- **Requirement**
Count every line that has the word "React". Give the number, without anything more.

──────── Provided data

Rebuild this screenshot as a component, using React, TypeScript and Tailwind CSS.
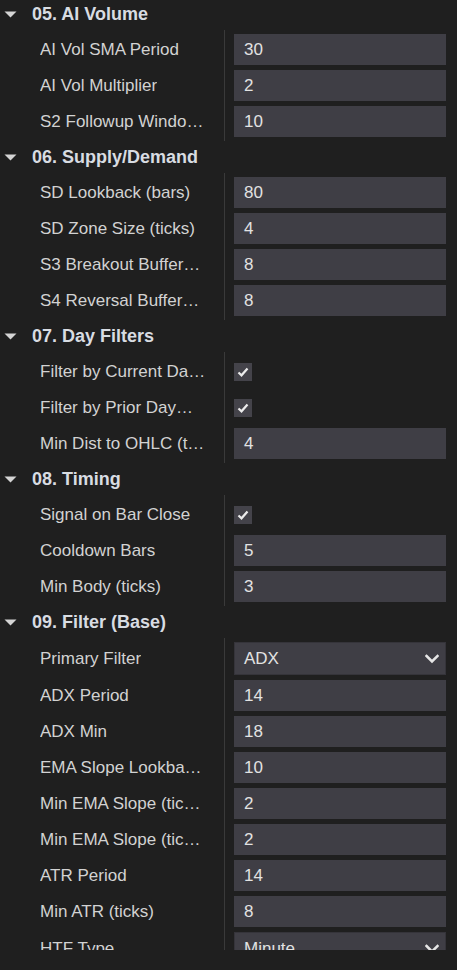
import React from "react";

type Val =
  | { kind: "text"; v: string }
  | { kind: "check" }
  | { kind: "select"; v: string };

type Row = { label: string; value: Val };
type Section = { title: string; rows: Row[] };

const t = (v: string): Val => ({ kind: "text", v });
const c: Val = { kind: "check" };
const s = (v: string): Val => ({ kind: "select", v });

const sections: Section[] = [
  {
    title: "05. AI Volume",
    rows: [
      { label: "AI Vol SMA Period", value: t("30") },
      { label: "AI Vol Multiplier", value: t("2") },
      { label: "S2 Followup Windo…", value: t("10") },
    ],
  },
  {
    title: "06. Supply/Demand",
    rows: [
      { label: "SD Lookback (bars)", value: t("80") },
      { label: "SD Zone Size (ticks)", value: t("4") },
      { label: "S3 Breakout Buffer…", value: t("8") },
      { label: "S4 Reversal Buffer…", value: t("8") },
    ],
  },
  {
    title: "07. Day Filters",
    rows: [
      { label: "Filter by Current Da…", value: c },
      { label: "Filter by Prior Day…", value: c },
      { label: "Min Dist to OHLC (t…", value: t("4") },
    ],
  },
  {
    title: "08. Timing",
    rows: [
      { label: "Signal on Bar Close", value: c },
      { label: "Cooldown Bars", value: t("5") },
      { label: "Min Body (ticks)", value: t("3") },
    ],
  },
  {
    title: "09. Filter (Base)",
    rows: [
      { label: "Primary Filter", value: s("ADX") },
      { label: "ADX Period", value: t("14") },
      { label: "ADX Min", value: t("18") },
      { label: "EMA Slope Lookba…", value: t("10") },
      { label: "Min EMA Slope (tic…", value: t("2") },
      { label: "Min EMA Slope (tic…", value: t("2") },
      { label: "ATR Period", value: t("14") },
      { label: "Min ATR (ticks)", value: t("8") },
      { label: "HTF Type", value: s("Minute") },
    ],
  },
];

function Chevron() {
  return (
    <svg width="14" height="10" viewBox="0 0 14 10" className="shrink-0">
      <polyline
        points="1.5,2 7,7.5 12.5,2"
        fill="none"
        stroke="#e6e6e6"
        strokeWidth="2.6"
        strokeLinecap="square"
      />
    </svg>
  );
}

function Check() {
  return (
    <div className="w-[18px] h-[18px] bg-[#44434a] flex items-center justify-center">
      <svg width="12" height="10" viewBox="0 0 12 10">
        <polyline
          points="1.5,5.5 4.5,8.3 10.5,1.5"
          fill="none"
          stroke="#ececec"
          strokeWidth="2.2"
        />
      </svg>
    </div>
  );
}

function ValueCell({ value }: { value: Val }) {
  if (value.kind === "check") {
    return (
      <div className="h-[31px] flex items-center">
        <Check />
      </div>
    );
  }
  if (value.kind === "select") {
    return (
      <div className="h-[33px] bg-[#3f3e45] border border-[#35343a] flex items-center justify-between pl-[9px] pr-[6px] text-[#e2e2e2]">
        <span>{value.v}</span>
        <Chevron />
      </div>
    );
  }
  return (
    <div className="h-[31px] bg-[#3f3e45] flex items-center pl-[10px] text-[#e2e2e2]">
      {value.v}
    </div>
  );
}

function rowH(v: Val) {
  return v.kind === "select" ? "h-[33px]" : "h-[31px]";
}

function SectionBlock({ section }: { section: Section }) {
  return (
    <div>
      <div className="h-[32px] flex items-center">
        <svg width="13" height="7" viewBox="0 0 13 7" className="ml-[4px] mr-[15px]">
          <polygon points="0.5,0.5 12.5,0.5 6.5,6.5" fill="#d4d4d4" />
        </svg>
        <span className="font-bold text-[18px] text-[#d8dce2]">{section.title}</span>
      </div>
      <div className="flex">
        <div className="w-[224px] shrink-0 flex flex-col gap-[5px] py-[4px] pl-[40px] pr-[8px]">
          {section.rows.map((r, i) => (
            <div
              key={i}
              className={`${rowH(r.value)} flex items-center whitespace-nowrap overflow-hidden text-[#d2d2d2]`}
            >
              <span className="truncate">{r.label}</span>
            </div>
          ))}
        </div>
        <div className="flex-1 border-l border-[#3a3a3a] flex flex-col gap-[5px] py-[4px] pl-[9px] pr-[11px]">
          {section.rows.map((r, i) => (
            <ValueCell key={i} value={r.value} />
          ))}
        </div>
      </div>
    </div>
  );
}

export default function App() {
  return (
    <div
      className="w-[457px] h-[970px] bg-[#1f1f1f] overflow-hidden text-[17px] leading-none"
      style={{ fontFamily: '"Liberation Sans", Arial, sans-serif' }}
    >
      <div className="h-[950px] overflow-hidden">
        <div className="-mt-[2px]">
          {sections.map((sec, i) => (
            <SectionBlock key={i} section={sec} />
          ))}
        </div>
      </div>
    </div>
  );
}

────────────────

- **Answer for this exercise**
2